4. Blessed are You, Eternal our God, Sovereign of the universe, who created humanity in Your image, patterned after Your image and likeness, and enabled them to perpetuate this image. Blessed are You, Eternal, who created humanity.

5. Bring joy and exultation to the barren one [Israel] as her children are joyfully gathered to her. Blessed are You, Eternal, who makes Zion glad with her children.

6. Grant great joy to these loving companions, as You once gladdened your creations in the Garden of Eden. Blessed are you, Eternal, who gladdens the lover and friend.

7. Blessed are You, Eternal our God, Sovereign of the universe, who created joy and gladness, lover and friend, mirth, glad song, pleasure and delight, love and harmony, peace and companionship. May it be your will Eternal our God that there will soon be heard in the cities of Judah and streets of Jerusalem the voice of joy, the voice of gladness, the voice of the lover, and the voice of the friend, the sound of lover and friend rejoicing under the wedding canopy and of youths feasting and singing. Blessed are You, Eternal, who gladdens the lover and the friend.

Breaking of the Glass
We will each break a glass at the end of the ceremony. There are many reasons cited for this tradition, here are several that resonate with us. While we are experiencing a joyous event, we recognize that the world is a fragile and broken place. Breaking the glass reminds us of our obligation to repair and heal the world. We also recognize that the institution of marriage needs mending, and we hope for and work towards the day when all people, regardless of sexual orientation and state of residence, will be able to have their marriages recognized by religious and secular authorities.

Yichud
We will disappear for about 15 minutes just after the ceremony to have some private time together as a married couple. In earlier generations, this was the first time that the bride and groom could be alone together.
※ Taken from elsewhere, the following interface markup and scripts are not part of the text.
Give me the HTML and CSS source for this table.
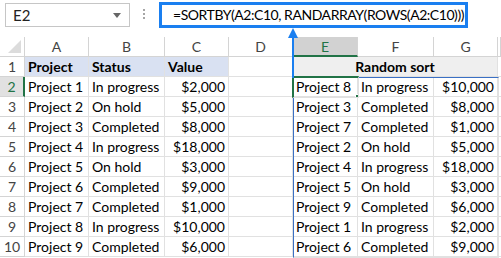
FILE: index.html
```html
<!DOCTYPE html>
<html lang="en">
<head>
  <meta charset="UTF-8" />
  <meta name="viewport" content="width=device-width, initial-scale=1.0" />
  <title>SORTBY random sort</title>
  <link rel="stylesheet" href="styles.css">
</head>
<body>

  <div class="bar">
    <div class="namebox">E2<span class="caret"></span></div>
    <div class="dots"><i></i><i></i><i></i></div>
    <div class="formula">=SORTBY(A2:C10, RANDARRAY(ROWS(A2:C10)))</div>
  </div>

  <div class="sheet">
    <div class="hd corner"></div>
    <div class="hd">A</div><div class="hd">B</div><div class="hd">C</div><div class="hd">D</div>
    <div class="hd active-col">E</div><div class="hd">F</div><div class="hd">G</div><div class="hd"></div>

    <div class="rn">1</div>
    <div class="c th">Project</div><div class="c th">Status</div><div class="c th">Value</div><div class="c"></div>
    <div class="c title">Random sort</div><div class="c"></div>

    <div class="rn active-row">2</div>
    <div class="c">Project 1</div><div class="c">In progress</div><div class="c num">$2,000</div><div class="c"></div>
    <div class="c">Project 8</div><div class="c">In progress</div><div class="c num">$10,000</div><div class="c"></div>

    <div class="rn">3</div>
    <div class="c">Project 2</div><div class="c">On hold</div><div class="c num">$5,000</div><div class="c"></div>
    <div class="c">Project 3</div><div class="c">Completed</div><div class="c num">$8,000</div><div class="c"></div>

    <div class="rn">4</div>
    <div class="c">Project 3</div><div class="c">Completed</div><div class="c num">$8,000</div><div class="c"></div>
    <div class="c">Project 7</div><div class="c">Completed</div><div class="c num">$1,000</div><div class="c"></div>

    <div class="rn">5</div>
    <div class="c">Project 4</div><div class="c">In progress</div><div class="c num">$18,000</div><div class="c"></div>
    <div class="c">Project 2</div><div class="c">On hold</div><div class="c num">$5,000</div><div class="c"></div>

    <div class="rn">6</div>
    <div class="c">Project 5</div><div class="c">On hold</div><div class="c num">$3,000</div><div class="c"></div>
    <div class="c">Project 4</div><div class="c">In progress</div><div class="c num">$18,000</div><div class="c"></div>

    <div class="rn">7</div>
    <div class="c">Project 6</div><div class="c">Completed</div><div class="c num">$9,000</div><div class="c"></div>
    <div class="c">Project 5</div><div class="c">On hold</div><div class="c num">$3,000</div><div class="c"></div>

    <div class="rn">8</div>
    <div class="c">Project 7</div><div class="c">Completed</div><div class="c num">$1,000</div><div class="c"></div>
    <div class="c">Project 9</div><div class="c">Completed</div><div class="c num">$6,000</div><div class="c"></div>

    <div class="rn">9</div>
    <div class="c">Project 8</div><div class="c">In progress</div><div class="c num">$10,000</div><div class="c"></div>
    <div class="c">Project 1</div><div class="c">In progress</div><div class="c num">$2,000</div><div class="c"></div>

    <div class="rn">10</div>
    <div class="c">Project 9</div><div class="c">Completed</div><div class="c num">$6,000</div><div class="c"></div>
    <div class="c">Project 6</div><div class="c">Completed</div><div class="c num">$9,000</div><div class="c"></div>

    <!-- spill range, active cell and the arrow from the formula -->
    <div class="spill"></div>
    <div class="sel"><span class="handle"></span></div>
  </div>

  <svg class="arrow" width="12" height="50" viewBox="0 0 12 50">
    <path d="M6 0 L11 10 L1 10 Z" fill="#1a7ff0" />
    <rect x="5" y="8" width="2" height="42" fill="#1a7ff0" />
  </svg>

</body>
</html>
```

FILE: styles.css
```css
body { margin: 0; width: 501px; height: 258px; overflow: hidden; background: #fff; font-family: "Lato", "Liberation Sans", sans-serif; font-size: 14px; color: #000; position: relative; }

.bar { height: 37px; position: relative; }
.namebox { position: absolute; left: 5px; top: 3px; width: 125px; height: 24px; box-sizing: border-box; border: 1px solid #c6c6c6; padding-left: 7px; line-height: 22px; color: #222; font-size: 15px; }
.caret { position: absolute; right: 8px; top: 9px; border-left: 4px solid transparent; border-right: 4px solid transparent; border-top: 5px solid #666; }
.dots { position: absolute; left: 143px; top: 9px; display: flex; flex-direction: column; gap: 2px; }
.dots i { display: block; width: 2px; height: 2px; background: #a6a6a6; }
.formula { position: absolute; left: 159px; top: 2px; width: 309px; height: 26px; box-sizing: border-box; border: 3px solid #1a7ff0; padding-left: 11px; line-height: 20px; white-space: nowrap; letter-spacing: -0.45px; }

.sheet { display: grid; grid-template-columns: 25px 64px 76px 64px 64px 65px 76px 64px 3px; grid-auto-rows: 20px; position: relative; }
.sheet > div { box-sizing: border-box; border-right: 1px solid #e1e1e1; border-bottom: 1px solid #e1e1e1; line-height: 19px; white-space: nowrap; overflow: hidden; }

.hd { text-align: center; color: #444; border-color: #d4d4d4 !important; }
.corner { position: relative; }
.corner::after { content: ""; position: absolute; right: 3px; bottom: 3px; border-left: 13px solid transparent; border-bottom: 13px solid #dcdcdc; }
.active-col { background: #d2d2d2; color: #217346; border-bottom: 2px solid #217346 !important; }

.rn { text-align: center; color: #444; border-color: #d4d4d4 !important; }
.active-row { background: #e1e1e1; color: #217346; border-right: 2px solid #217346 !important; }

.c { padding: 0 3px; }
.num { text-align: right; }
.th { background: #d9e1f2; font-weight: bold; }
.title { grid-column: span 3; background: #efefef; font-weight: bold; text-align: center; }

.spill { position: absolute; left: 293px; top: 40px; width: 206px; height: 181px; box-sizing: border-box; border: 1px solid #3b70c4; }
.sel { position: absolute; left: 292px; top: 39px; width: 67px; height: 22px; box-sizing: border-box; border: 2px solid #217346; }
.handle { position: absolute; right: -4px; bottom: -4px; width: 5px; height: 5px; background: #217346; border: 1px solid #fff; }

.arrow { position: absolute; left: 287px; top: 28px; }
```
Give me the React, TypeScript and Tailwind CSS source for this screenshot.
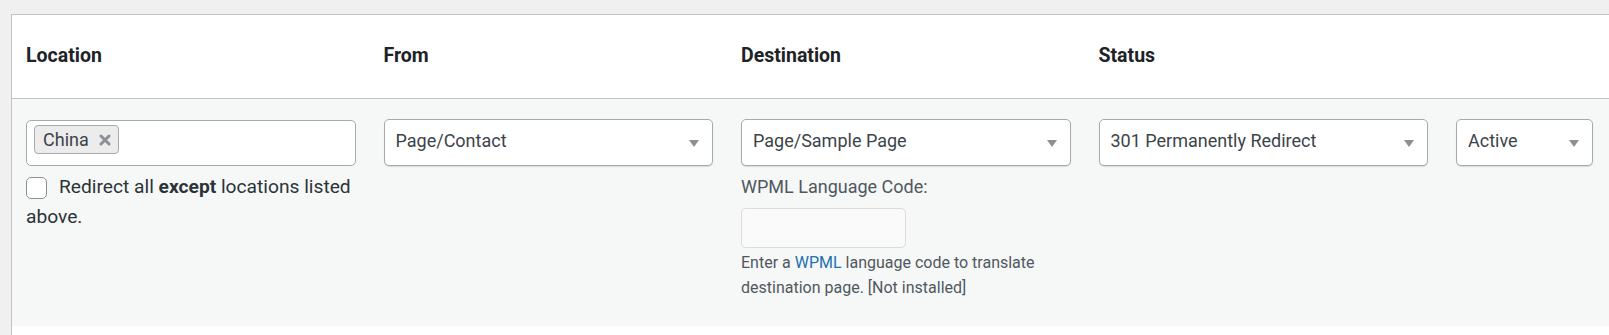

Two friends will stand guard while we reflect on the beginning of our new life together.

Act 3: The Party

Guests at a Jewish wedding are obligated to rejoice with the couple. So enjoy! There will be a cocktail hour, followed by dinner and dancing.

The Shtick
Wedding Guests are obligated to entertain and make the couple happy. Over the years, this tradition has been taken quite literally and evolved into "shtick." Hundreds of years ago, this may have involved hiring a jester, but we know we don't need to hire out. Ridiculous dances, songs, and general merry-making are highly encouraged.

The Dancing
Jewish-style dancing to klezmer music will begin the celebration. There are no required steps, just join in and have fun! People will often join hands and dance around in a circle together.

The Meal
The dinner has the status of a seudat mitzvah, a meal we are commanded to eat as part of the wedding celebration. We will begin with Hamotzi, the blessing thanking God for food, and will end the meal with Birkat Hamazon, the grace after meals. The words to Birkat Hamazon can be found in the little books near your seats, which you are welcome to take home at the end of the night. After Birkat Hamazon, the Sheva Brachot (seven blessings) that we already heard during the ceremony will be recited again, also by friends and family members.